## Task to carry out
Retype the whole listing verbatim and keep the pictures out of it.

*****

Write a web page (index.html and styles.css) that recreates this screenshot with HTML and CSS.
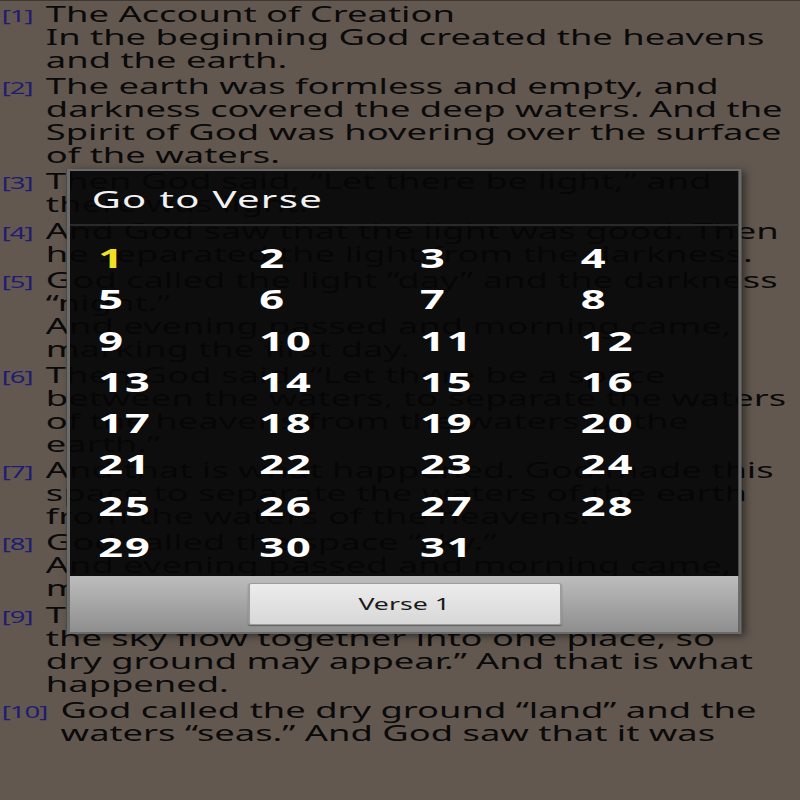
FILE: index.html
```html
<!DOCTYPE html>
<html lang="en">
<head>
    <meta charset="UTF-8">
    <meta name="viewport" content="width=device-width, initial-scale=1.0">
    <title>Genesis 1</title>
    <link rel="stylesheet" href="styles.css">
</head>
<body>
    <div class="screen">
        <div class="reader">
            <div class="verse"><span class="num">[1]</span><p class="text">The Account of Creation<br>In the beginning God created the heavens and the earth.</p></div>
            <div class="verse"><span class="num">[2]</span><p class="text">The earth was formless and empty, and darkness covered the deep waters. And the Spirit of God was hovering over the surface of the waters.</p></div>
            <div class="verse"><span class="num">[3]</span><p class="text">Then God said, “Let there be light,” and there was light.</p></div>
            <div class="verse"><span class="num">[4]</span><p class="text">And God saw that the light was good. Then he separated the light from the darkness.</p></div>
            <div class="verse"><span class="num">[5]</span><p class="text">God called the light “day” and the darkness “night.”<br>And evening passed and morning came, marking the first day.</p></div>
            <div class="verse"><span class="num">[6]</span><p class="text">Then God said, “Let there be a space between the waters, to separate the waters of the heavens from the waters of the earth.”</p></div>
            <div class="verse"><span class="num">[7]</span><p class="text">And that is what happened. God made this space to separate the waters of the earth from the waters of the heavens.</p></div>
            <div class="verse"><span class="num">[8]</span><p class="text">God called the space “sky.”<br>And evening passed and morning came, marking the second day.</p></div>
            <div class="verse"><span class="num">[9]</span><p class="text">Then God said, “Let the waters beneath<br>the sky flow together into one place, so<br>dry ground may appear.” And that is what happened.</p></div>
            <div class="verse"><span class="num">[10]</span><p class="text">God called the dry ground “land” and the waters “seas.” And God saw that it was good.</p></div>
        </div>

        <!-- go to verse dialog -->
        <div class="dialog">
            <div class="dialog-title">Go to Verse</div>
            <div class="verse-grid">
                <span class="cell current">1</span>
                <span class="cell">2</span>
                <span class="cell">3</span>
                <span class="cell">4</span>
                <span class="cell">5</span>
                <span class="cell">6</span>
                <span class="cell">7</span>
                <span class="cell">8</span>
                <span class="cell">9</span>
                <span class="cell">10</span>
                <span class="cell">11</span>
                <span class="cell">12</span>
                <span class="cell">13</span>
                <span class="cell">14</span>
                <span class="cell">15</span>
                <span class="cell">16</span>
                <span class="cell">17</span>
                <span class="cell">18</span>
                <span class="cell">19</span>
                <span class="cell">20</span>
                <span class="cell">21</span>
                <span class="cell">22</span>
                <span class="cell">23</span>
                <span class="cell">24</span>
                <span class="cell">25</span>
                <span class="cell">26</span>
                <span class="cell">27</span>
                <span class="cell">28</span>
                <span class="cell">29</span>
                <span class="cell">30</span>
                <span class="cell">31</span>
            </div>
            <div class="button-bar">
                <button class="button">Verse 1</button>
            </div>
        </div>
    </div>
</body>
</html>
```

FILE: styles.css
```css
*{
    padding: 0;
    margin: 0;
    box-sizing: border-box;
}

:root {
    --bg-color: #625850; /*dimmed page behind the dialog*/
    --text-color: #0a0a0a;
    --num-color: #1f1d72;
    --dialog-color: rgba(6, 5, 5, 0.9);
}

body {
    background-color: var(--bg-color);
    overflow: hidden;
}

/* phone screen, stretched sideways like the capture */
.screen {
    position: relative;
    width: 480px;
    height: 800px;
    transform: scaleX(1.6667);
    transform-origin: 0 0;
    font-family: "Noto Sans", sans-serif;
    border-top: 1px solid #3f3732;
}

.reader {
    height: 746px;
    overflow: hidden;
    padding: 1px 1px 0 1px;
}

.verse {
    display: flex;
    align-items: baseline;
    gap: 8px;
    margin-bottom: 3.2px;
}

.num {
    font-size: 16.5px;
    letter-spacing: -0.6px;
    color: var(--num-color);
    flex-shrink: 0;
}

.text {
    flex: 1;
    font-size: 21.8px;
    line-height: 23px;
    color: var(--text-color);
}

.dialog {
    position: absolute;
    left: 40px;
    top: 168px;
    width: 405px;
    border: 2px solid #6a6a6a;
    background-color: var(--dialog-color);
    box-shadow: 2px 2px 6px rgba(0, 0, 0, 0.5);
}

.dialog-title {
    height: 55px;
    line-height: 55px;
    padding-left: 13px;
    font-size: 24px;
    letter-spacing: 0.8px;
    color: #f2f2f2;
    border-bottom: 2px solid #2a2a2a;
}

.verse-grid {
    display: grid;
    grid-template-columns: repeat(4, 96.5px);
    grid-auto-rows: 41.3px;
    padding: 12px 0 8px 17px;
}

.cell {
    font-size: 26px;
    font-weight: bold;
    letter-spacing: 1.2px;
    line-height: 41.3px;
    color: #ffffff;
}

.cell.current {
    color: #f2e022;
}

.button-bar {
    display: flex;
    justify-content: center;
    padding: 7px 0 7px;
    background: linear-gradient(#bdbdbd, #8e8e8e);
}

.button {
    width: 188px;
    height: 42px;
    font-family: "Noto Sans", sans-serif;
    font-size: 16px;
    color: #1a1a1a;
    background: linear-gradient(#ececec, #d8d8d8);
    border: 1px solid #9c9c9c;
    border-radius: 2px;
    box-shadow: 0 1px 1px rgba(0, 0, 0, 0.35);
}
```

*****

## Exercise result
Write a web page (index.html and styles.css) that recreates this screenshot with HTML and CSS.
FILE: index.html
```html
<!DOCTYPE html>
<html lang="en">
<head>
    <meta charset="UTF-8">
    <meta name="viewport" content="width=device-width, initial-scale=1.0">
    <title>Genesis 1</title>
    <link rel="stylesheet" href="styles.css">
</head>
<body>
    <div class="screen">
        <div class="reader">
            <div class="verse"><span class="num">[1]</span><p class="text">The Account of Creation<br>In the beginning God created the heavens and the earth.</p></div>
            <div class="verse"><span class="num">[2]</span><p class="text">The earth was formless and empty, and darkness covered the deep waters. And the Spirit of God was hovering over the surface of the waters.</p></div>
            <div class="verse"><span class="num">[3]</span><p class="text">Then God said, “Let there be light,” and there was light.</p></div>
            <div class="verse"><span class="num">[4]</span><p class="text">And God saw that the light was good. Then he separated the light from the darkness.</p></div>
            <div class="verse"><span class="num">[5]</span><p class="text">God called the light “day” and the darkness “night.”<br>And evening passed and morning came, marking the first day.</p></div>
            <div class="verse"><span class="num">[6]</span><p class="text">Then God said, “Let there be a space between the waters, to separate the waters of the heavens from the waters of the earth.”</p></div>
            <div class="verse"><span class="num">[7]</span><p class="text">And that is what happened. God made this space to separate the waters of the earth from the waters of the heavens.</p></div>
            <div class="verse"><span class="num">[8]</span><p class="text">God called the space “sky.”<br>And evening passed and morning came, marking the second day.</p></div>
            <div class="verse"><span class="num">[9]</span><p class="text">Then God said, “Let the waters beneath<br>the sky flow together into one place, so<br>dry ground may appear.” And that is what happened.</p></div>
            <div class="verse"><span class="num">[10]</span><p class="text">God called the dry ground “land” and the waters “seas.” And God saw that it was good.</p></div>
        </div>

        <!-- go to verse dialog -->
        <div class="dialog">
            <div class="dialog-title">Go to Verse</div>
            <div class="verse-grid">
                <span class="cell current">1</span>
                <span class="cell">2</span>
                <span class="cell">3</span>
                <span class="cell">4</span>
                <span class="cell">5</span>
                <span class="cell">6</span>
                <span class="cell">7</span>
                <span class="cell">8</span>
                <span class="cell">9</span>
                <span class="cell">10</span>
                <span class="cell">11</span>
                <span class="cell">12</span>
                <span class="cell">13</span>
                <span class="cell">14</span>
                <span class="cell">15</span>
                <span class="cell">16</span>
                <span class="cell">17</span>
                <span class="cell">18</span>
                <span class="cell">19</span>
                <span class="cell">20</span>
                <span class="cell">21</span>
                <span class="cell">22</span>
                <span class="cell">23</span>
                <span class="cell">24</span>
                <span class="cell">25</span>
                <span class="cell">26</span>
                <span class="cell">27</span>
                <span class="cell">28</span>
                <span class="cell">29</span>
                <span class="cell">30</span>
                <span class="cell">31</span>
            </div>
            <div class="button-bar">
                <button class="button">Verse 1</button>
            </div>
        </div>
    </div>
</body>
</html>
```

FILE: styles.css
```css
*{
    padding: 0;
    margin: 0;
    box-sizing: border-box;
}

:root {
    --bg-color: #625850; /*dimmed page behind the dialog*/
    --text-color: #0a0a0a;
    --num-color: #1f1d72;
    --dialog-color: rgba(6, 5, 5, 0.9);
}

body {
    background-color: var(--bg-color);
    overflow: hidden;
}

/* phone screen, stretched sideways like the capture */
.screen {
    position: relative;
    width: 480px;
    height: 800px;
    transform: scaleX(1.6667);
    transform-origin: 0 0;
    font-family: "Noto Sans", sans-serif;
    border-top: 1px solid #3f3732;
}

.reader {
    height: 746px;
    overflow: hidden;
    padding: 1px 1px 0 1px;
}

.verse {
    display: flex;
    align-items: baseline;
    gap: 8px;
    margin-bottom: 3.2px;
}

.num {
    font-size: 16.5px;
    letter-spacing: -0.6px;
    color: var(--num-color);
    flex-shrink: 0;
}

.text {
    flex: 1;
    font-size: 21.8px;
    line-height: 23px;
    color: var(--text-color);
}

.dialog {
    position: absolute;
    left: 40px;
    top: 168px;
    width: 405px;
    border: 2px solid #6a6a6a;
    background-color: var(--dialog-color);
    box-shadow: 2px 2px 6px rgba(0, 0, 0, 0.5);
}

.dialog-title {
    height: 55px;
    line-height: 55px;
    padding-left: 13px;
    font-size: 24px;
    letter-spacing: 0.8px;
    color: #f2f2f2;
    border-bottom: 2px solid #2a2a2a;
}

.verse-grid {
    display: grid;
    grid-template-columns: repeat(4, 96.5px);
    grid-auto-rows: 41.3px;
    padding: 12px 0 8px 17px;
}

.cell {
    font-size: 26px;
    font-weight: bold;
    letter-spacing: 1.2px;
    line-height: 41.3px;
    color: #ffffff;
}

.cell.current {
    color: #f2e022;
}

.button-bar {
    display: flex;
    justify-content: center;
    padding: 7px 0 7px;
    background: linear-gradient(#bdbdbd, #8e8e8e);
}

.button {
    width: 188px;
    height: 42px;
    font-family: "Noto Sans", sans-serif;
    font-size: 16px;
    color: #1a1a1a;
    background: linear-gradient(#ececec, #d8d8d8);
    border: 1px solid #9c9c9c;
    border-radius: 2px;
    box-shadow: 0 1px 1px rgba(0, 0, 0, 0.35);
}
```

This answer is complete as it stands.